__Written exercise__: Without including any pictures, write out the listing below exactly.
[Start of Recorded information]
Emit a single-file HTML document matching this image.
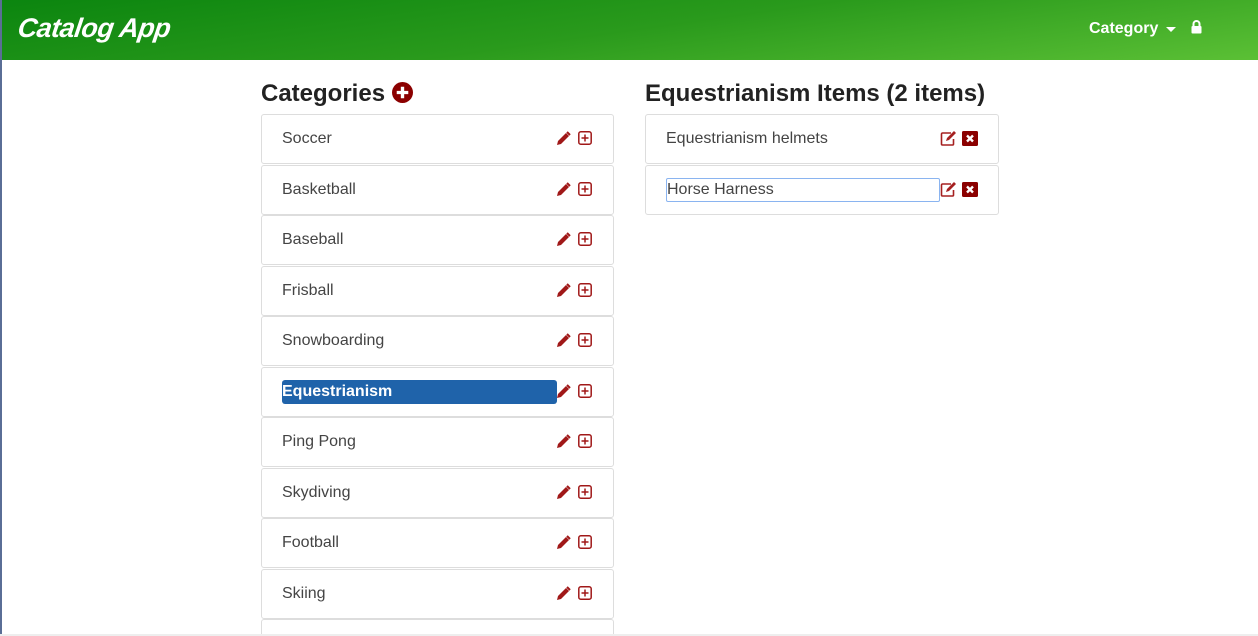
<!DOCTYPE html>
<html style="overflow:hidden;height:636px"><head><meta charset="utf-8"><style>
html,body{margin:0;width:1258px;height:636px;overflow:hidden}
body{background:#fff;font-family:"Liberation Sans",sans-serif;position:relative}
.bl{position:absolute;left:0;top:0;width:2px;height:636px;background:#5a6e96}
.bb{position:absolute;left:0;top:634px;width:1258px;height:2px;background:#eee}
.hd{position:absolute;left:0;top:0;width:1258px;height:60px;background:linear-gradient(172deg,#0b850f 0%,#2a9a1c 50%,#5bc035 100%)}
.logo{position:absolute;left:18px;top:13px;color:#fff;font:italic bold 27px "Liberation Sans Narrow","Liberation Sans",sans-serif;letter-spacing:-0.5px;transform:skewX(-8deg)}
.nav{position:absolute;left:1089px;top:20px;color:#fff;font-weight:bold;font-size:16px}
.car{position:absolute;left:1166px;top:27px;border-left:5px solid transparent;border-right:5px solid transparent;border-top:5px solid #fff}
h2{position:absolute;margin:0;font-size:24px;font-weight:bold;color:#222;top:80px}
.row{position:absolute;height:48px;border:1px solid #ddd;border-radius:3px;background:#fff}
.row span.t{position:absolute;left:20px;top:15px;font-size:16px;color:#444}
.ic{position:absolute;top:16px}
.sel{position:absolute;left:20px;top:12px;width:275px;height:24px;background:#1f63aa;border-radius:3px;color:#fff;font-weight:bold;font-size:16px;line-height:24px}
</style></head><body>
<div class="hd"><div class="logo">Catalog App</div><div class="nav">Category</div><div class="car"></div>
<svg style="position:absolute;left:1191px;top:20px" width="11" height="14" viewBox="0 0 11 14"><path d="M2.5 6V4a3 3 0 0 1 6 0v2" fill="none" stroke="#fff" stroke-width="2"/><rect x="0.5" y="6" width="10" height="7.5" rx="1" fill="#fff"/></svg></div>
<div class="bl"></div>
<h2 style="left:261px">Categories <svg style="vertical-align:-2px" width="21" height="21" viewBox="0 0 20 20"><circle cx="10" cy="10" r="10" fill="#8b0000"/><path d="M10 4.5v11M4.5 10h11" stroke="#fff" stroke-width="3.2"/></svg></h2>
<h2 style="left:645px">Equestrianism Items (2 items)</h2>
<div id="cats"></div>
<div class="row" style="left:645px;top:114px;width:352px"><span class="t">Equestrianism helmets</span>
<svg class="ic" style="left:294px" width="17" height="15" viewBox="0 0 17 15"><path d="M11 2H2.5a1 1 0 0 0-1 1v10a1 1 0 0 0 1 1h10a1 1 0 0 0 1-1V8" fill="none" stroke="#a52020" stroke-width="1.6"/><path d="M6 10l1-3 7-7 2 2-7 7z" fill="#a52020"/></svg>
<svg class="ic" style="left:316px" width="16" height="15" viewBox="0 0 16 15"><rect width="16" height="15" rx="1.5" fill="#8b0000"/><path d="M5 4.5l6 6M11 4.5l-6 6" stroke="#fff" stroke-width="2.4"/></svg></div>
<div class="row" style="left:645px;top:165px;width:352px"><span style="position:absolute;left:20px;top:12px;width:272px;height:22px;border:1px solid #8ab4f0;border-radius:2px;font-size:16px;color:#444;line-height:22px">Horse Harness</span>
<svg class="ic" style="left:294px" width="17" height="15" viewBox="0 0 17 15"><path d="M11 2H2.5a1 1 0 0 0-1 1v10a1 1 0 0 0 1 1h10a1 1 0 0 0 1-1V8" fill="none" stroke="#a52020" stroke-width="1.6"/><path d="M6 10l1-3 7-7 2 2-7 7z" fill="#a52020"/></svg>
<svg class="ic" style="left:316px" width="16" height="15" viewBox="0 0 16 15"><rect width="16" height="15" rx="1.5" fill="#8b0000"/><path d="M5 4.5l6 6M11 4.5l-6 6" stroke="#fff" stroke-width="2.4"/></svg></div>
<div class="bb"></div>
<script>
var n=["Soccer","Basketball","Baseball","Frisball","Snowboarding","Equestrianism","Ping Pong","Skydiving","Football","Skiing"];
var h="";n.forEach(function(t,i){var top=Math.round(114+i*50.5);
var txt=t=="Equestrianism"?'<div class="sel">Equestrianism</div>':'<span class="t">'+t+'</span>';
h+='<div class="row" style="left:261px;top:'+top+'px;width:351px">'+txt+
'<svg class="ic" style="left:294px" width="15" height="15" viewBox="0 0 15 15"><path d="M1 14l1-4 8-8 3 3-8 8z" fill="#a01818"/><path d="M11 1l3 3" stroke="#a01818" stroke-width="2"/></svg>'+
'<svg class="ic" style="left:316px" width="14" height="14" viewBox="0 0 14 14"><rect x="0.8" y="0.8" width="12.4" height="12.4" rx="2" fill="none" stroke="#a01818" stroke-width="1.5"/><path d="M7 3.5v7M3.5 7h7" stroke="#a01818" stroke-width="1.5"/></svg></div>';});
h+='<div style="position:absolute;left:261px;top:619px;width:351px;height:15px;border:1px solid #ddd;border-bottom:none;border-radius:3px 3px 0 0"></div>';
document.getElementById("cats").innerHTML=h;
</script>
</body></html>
[End of Recorded information]
__The reply__:
Emit a single-file HTML document matching this image.
<!DOCTYPE html>
<html style="overflow:hidden;height:636px"><head><meta charset="utf-8"><style>
html,body{margin:0;width:1258px;height:636px;overflow:hidden}
body{background:#fff;font-family:"Liberation Sans",sans-serif;position:relative}
.bl{position:absolute;left:0;top:0;width:2px;height:636px;background:#5a6e96}
.bb{position:absolute;left:0;top:634px;width:1258px;height:2px;background:#eee}
.hd{position:absolute;left:0;top:0;width:1258px;height:60px;background:linear-gradient(172deg,#0b850f 0%,#2a9a1c 50%,#5bc035 100%)}
.logo{position:absolute;left:18px;top:13px;color:#fff;font:italic bold 27px "Liberation Sans Narrow","Liberation Sans",sans-serif;letter-spacing:-0.5px;transform:skewX(-8deg)}
.nav{position:absolute;left:1089px;top:20px;color:#fff;font-weight:bold;font-size:16px}
.car{position:absolute;left:1166px;top:27px;border-left:5px solid transparent;border-right:5px solid transparent;border-top:5px solid #fff}
h2{position:absolute;margin:0;font-size:24px;font-weight:bold;color:#222;top:80px}
.row{position:absolute;height:48px;border:1px solid #ddd;border-radius:3px;background:#fff}
.row span.t{position:absolute;left:20px;top:15px;font-size:16px;color:#444}
.ic{position:absolute;top:16px}
.sel{position:absolute;left:20px;top:12px;width:275px;height:24px;background:#1f63aa;border-radius:3px;color:#fff;font-weight:bold;font-size:16px;line-height:24px}
</style></head><body>
<div class="hd"><div class="logo">Catalog App</div><div class="nav">Category</div><div class="car"></div>
<svg style="position:absolute;left:1191px;top:20px" width="11" height="14" viewBox="0 0 11 14"><path d="M2.5 6V4a3 3 0 0 1 6 0v2" fill="none" stroke="#fff" stroke-width="2"/><rect x="0.5" y="6" width="10" height="7.5" rx="1" fill="#fff"/></svg></div>
<div class="bl"></div>
<h2 style="left:261px">Categories <svg style="vertical-align:-2px" width="21" height="21" viewBox="0 0 20 20"><circle cx="10" cy="10" r="10" fill="#8b0000"/><path d="M10 4.5v11M4.5 10h11" stroke="#fff" stroke-width="3.2"/></svg></h2>
<h2 style="left:645px">Equestrianism Items (2 items)</h2>
<div id="cats"></div>
<div class="row" style="left:645px;top:114px;width:352px"><span class="t">Equestrianism helmets</span>
<svg class="ic" style="left:294px" width="17" height="15" viewBox="0 0 17 15"><path d="M11 2H2.5a1 1 0 0 0-1 1v10a1 1 0 0 0 1 1h10a1 1 0 0 0 1-1V8" fill="none" stroke="#a52020" stroke-width="1.6"/><path d="M6 10l1-3 7-7 2 2-7 7z" fill="#a52020"/></svg>
<svg class="ic" style="left:316px" width="16" height="15" viewBox="0 0 16 15"><rect width="16" height="15" rx="1.5" fill="#8b0000"/><path d="M5 4.5l6 6M11 4.5l-6 6" stroke="#fff" stroke-width="2.4"/></svg></div>
<div class="row" style="left:645px;top:165px;width:352px"><span style="position:absolute;left:20px;top:12px;width:272px;height:22px;border:1px solid #8ab4f0;border-radius:2px;font-size:16px;color:#444;line-height:22px">Horse Harness</span>
<svg class="ic" style="left:294px" width="17" height="15" viewBox="0 0 17 15"><path d="M11 2H2.5a1 1 0 0 0-1 1v10a1 1 0 0 0 1 1h10a1 1 0 0 0 1-1V8" fill="none" stroke="#a52020" stroke-width="1.6"/><path d="M6 10l1-3 7-7 2 2-7 7z" fill="#a52020"/></svg>
<svg class="ic" style="left:316px" width="16" height="15" viewBox="0 0 16 15"><rect width="16" height="15" rx="1.5" fill="#8b0000"/><path d="M5 4.5l6 6M11 4.5l-6 6" stroke="#fff" stroke-width="2.4"/></svg></div>
<div class="bb"></div>
<script>
var n=["Soccer","Basketball","Baseball","Frisball","Snowboarding","Equestrianism","Ping Pong","Skydiving","Football","Skiing"];
var h="";n.forEach(function(t,i){var top=Math.round(114+i*50.5);
var txt=t=="Equestrianism"?'<div class="sel">Equestrianism</div>':'<span class="t">'+t+'</span>';
h+='<div class="row" style="left:261px;top:'+top+'px;width:351px">'+txt+
'<svg class="ic" style="left:294px" width="15" height="15" viewBox="0 0 15 15"><path d="M1 14l1-4 8-8 3 3-8 8z" fill="#a01818"/><path d="M11 1l3 3" stroke="#a01818" stroke-width="2"/></svg>'+
'<svg class="ic" style="left:316px" width="14" height="14" viewBox="0 0 14 14"><rect x="0.8" y="0.8" width="12.4" height="12.4" rx="2" fill="none" stroke="#a01818" stroke-width="1.5"/><path d="M7 3.5v7M3.5 7h7" stroke="#a01818" stroke-width="1.5"/></svg></div>';});
h+='<div style="position:absolute;left:261px;top:619px;width:351px;height:15px;border:1px solid #ddd;border-bottom:none;border-radius:3px 3px 0 0"></div>';
document.getElementById("cats").innerHTML=h;
</script>
</body></html>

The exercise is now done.